» **SET EXERCISE**:
Print nothing but the lines from the start of the listing below through the line that contains "1v6M4 3l2-2 2". Do not include the pictures.

________________

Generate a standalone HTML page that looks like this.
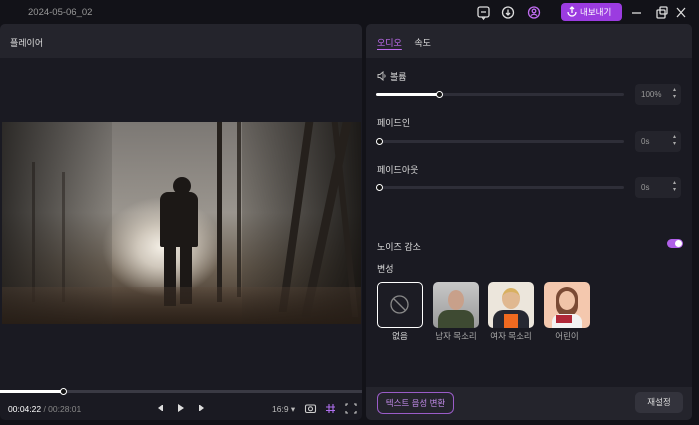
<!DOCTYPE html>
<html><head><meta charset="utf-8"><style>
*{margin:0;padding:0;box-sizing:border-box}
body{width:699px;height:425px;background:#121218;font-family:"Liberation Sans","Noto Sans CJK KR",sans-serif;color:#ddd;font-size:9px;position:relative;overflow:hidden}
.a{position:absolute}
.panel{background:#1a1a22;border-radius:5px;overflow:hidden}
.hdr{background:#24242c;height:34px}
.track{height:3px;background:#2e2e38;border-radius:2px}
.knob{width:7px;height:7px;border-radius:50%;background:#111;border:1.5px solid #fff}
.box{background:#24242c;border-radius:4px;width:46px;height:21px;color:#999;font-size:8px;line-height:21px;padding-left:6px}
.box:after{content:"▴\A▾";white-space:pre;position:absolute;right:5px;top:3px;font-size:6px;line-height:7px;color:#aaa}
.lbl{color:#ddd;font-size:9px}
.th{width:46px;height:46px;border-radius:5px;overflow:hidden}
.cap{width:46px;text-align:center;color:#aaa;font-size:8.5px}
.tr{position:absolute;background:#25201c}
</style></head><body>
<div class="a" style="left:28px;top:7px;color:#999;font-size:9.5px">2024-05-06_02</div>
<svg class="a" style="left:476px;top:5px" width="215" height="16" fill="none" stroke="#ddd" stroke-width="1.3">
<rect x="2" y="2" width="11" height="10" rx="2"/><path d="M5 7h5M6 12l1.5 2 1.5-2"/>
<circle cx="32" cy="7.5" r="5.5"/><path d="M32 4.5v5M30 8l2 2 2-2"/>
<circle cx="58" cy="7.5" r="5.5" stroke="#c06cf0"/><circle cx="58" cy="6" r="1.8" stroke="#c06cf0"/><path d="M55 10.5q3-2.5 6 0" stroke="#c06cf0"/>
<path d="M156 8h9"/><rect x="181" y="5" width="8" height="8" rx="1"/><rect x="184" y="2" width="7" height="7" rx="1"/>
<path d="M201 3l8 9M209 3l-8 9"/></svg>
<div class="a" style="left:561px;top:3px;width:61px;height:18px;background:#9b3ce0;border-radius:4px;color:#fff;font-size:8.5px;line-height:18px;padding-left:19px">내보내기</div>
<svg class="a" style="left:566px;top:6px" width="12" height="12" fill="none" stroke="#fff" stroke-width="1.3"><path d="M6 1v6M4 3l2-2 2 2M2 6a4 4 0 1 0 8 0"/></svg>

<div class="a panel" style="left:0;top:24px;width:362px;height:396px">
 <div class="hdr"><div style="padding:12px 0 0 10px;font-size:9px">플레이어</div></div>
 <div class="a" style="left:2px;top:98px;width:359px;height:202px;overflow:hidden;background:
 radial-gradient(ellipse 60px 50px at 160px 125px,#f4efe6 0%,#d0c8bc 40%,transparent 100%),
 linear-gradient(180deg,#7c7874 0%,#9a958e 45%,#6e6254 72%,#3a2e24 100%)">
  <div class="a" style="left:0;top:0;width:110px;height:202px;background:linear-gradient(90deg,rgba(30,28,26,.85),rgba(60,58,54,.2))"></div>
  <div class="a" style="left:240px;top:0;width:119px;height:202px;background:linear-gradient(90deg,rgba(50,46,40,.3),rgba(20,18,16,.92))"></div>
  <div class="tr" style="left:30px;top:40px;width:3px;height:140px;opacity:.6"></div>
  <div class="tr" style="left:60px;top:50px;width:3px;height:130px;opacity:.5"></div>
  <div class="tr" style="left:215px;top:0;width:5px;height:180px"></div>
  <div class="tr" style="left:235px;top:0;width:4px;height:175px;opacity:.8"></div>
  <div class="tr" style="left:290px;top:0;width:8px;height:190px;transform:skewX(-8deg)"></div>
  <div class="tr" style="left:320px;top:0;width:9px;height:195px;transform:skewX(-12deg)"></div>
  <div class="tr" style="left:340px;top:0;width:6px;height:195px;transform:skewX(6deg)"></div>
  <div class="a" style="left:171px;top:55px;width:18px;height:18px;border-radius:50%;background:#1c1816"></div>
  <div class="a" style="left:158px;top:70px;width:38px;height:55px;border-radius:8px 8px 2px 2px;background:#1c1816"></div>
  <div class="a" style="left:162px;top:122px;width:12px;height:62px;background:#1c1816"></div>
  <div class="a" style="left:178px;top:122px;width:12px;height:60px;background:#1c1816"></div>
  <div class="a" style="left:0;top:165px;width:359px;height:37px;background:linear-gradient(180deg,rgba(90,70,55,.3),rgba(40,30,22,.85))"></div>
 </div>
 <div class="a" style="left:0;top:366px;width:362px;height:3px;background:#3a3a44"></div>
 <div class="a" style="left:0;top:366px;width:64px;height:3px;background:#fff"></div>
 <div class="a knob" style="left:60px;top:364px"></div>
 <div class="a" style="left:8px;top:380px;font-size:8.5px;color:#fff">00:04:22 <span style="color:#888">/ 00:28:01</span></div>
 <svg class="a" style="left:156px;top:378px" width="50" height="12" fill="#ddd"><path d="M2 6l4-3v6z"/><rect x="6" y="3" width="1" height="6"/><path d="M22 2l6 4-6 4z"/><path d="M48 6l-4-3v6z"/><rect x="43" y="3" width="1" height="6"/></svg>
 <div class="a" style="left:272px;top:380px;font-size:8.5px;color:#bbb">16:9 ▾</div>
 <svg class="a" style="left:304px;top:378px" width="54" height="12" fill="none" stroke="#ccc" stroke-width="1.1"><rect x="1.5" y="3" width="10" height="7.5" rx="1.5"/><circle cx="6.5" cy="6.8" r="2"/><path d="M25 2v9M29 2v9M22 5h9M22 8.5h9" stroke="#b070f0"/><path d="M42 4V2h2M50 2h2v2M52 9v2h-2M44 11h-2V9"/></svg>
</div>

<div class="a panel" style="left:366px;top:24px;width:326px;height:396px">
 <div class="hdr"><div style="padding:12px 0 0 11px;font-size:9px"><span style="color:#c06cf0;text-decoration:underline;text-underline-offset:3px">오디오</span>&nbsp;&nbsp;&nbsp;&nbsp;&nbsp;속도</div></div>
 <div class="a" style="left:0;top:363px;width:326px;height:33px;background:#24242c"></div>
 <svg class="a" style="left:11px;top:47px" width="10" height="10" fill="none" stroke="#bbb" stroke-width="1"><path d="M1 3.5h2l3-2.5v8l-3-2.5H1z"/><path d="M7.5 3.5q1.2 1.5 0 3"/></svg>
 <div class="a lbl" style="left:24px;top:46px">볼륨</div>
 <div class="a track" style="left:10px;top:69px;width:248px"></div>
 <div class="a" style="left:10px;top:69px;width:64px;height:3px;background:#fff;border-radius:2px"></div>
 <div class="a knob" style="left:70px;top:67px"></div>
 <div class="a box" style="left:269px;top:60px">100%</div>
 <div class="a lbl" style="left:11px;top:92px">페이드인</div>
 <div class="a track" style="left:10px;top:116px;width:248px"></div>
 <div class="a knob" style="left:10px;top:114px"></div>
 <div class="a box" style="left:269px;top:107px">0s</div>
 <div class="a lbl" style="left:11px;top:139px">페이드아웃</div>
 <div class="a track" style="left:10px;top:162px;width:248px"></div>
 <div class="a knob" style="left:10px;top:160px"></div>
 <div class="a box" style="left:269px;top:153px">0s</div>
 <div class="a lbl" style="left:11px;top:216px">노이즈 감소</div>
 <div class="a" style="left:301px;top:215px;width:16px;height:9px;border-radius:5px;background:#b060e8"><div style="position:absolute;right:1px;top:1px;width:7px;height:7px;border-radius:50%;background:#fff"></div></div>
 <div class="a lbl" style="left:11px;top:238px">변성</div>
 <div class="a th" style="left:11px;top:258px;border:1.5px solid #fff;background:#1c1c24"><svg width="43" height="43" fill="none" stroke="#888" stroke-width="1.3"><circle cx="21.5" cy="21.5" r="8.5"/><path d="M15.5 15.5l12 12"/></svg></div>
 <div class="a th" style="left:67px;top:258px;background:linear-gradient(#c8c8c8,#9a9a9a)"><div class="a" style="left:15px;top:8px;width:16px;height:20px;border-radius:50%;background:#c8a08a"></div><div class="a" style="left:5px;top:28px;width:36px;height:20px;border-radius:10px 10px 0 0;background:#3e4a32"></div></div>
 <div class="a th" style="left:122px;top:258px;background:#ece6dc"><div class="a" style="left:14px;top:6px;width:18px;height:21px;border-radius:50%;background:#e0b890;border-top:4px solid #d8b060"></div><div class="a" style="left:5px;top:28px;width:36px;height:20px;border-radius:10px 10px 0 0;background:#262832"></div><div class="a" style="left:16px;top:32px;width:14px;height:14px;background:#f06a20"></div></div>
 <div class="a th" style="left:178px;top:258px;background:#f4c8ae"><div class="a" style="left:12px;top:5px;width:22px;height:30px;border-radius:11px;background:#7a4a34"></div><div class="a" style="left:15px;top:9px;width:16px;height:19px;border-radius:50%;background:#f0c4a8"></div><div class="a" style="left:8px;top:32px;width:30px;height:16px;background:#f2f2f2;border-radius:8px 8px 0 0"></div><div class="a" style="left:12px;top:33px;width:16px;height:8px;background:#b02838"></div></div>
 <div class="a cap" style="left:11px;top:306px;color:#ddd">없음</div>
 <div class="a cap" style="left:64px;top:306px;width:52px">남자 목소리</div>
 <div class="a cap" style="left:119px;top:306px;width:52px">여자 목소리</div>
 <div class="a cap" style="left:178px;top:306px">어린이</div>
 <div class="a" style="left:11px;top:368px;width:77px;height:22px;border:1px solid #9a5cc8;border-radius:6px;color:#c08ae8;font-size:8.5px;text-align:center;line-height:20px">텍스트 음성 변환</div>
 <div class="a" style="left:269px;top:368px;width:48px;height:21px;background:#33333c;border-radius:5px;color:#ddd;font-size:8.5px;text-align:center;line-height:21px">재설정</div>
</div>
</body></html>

________________

» **EXERCISE SOLUTION**:
Generate a standalone HTML page that looks like this.
<!DOCTYPE html>
<html><head><meta charset="utf-8"><style>
*{margin:0;padding:0;box-sizing:border-box}
body{width:699px;height:425px;background:#121218;font-family:"Liberation Sans","Noto Sans CJK KR",sans-serif;color:#ddd;font-size:9px;position:relative;overflow:hidden}
.a{position:absolute}
.panel{background:#1a1a22;border-radius:5px;overflow:hidden}
.hdr{background:#24242c;height:34px}
.track{height:3px;background:#2e2e38;border-radius:2px}
.knob{width:7px;height:7px;border-radius:50%;background:#111;border:1.5px solid #fff}
.box{background:#24242c;border-radius:4px;width:46px;height:21px;color:#999;font-size:8px;line-height:21px;padding-left:6px}
.box:after{content:"▴\A▾";white-space:pre;position:absolute;right:5px;top:3px;font-size:6px;line-height:7px;color:#aaa}
.lbl{color:#ddd;font-size:9px}
.th{width:46px;height:46px;border-radius:5px;overflow:hidden}
.cap{width:46px;text-align:center;color:#aaa;font-size:8.5px}
.tr{position:absolute;background:#25201c}
</style></head><body>
<div class="a" style="left:28px;top:7px;color:#999;font-size:9.5px">2024-05-06_02</div>
<svg class="a" style="left:476px;top:5px" width="215" height="16" fill="none" stroke="#ddd" stroke-width="1.3">
<rect x="2" y="2" width="11" height="10" rx="2"/><path d="M5 7h5M6 12l1.5 2 1.5-2"/>
<circle cx="32" cy="7.5" r="5.5"/><path d="M32 4.5v5M30 8l2 2 2-2"/>
<circle cx="58" cy="7.5" r="5.5" stroke="#c06cf0"/><circle cx="58" cy="6" r="1.8" stroke="#c06cf0"/><path d="M55 10.5q3-2.5 6 0" stroke="#c06cf0"/>
<path d="M156 8h9"/><rect x="181" y="5" width="8" height="8" rx="1"/><rect x="184" y="2" width="7" height="7" rx="1"/>
<path d="M201 3l8 9M209 3l-8 9"/></svg>
<div class="a" style="left:561px;top:3px;width:61px;height:18px;background:#9b3ce0;border-radius:4px;color:#fff;font-size:8.5px;line-height:18px;padding-left:19px">내보내기</div>
<svg class="a" style="left:566px;top:6px" width="12" height="12" fill="none" stroke="#fff" stroke-width="1.3"><path d="M6 1v6M4 3l2-2 2 2M2 6a4 4 0 1 0 8 0"/></svg>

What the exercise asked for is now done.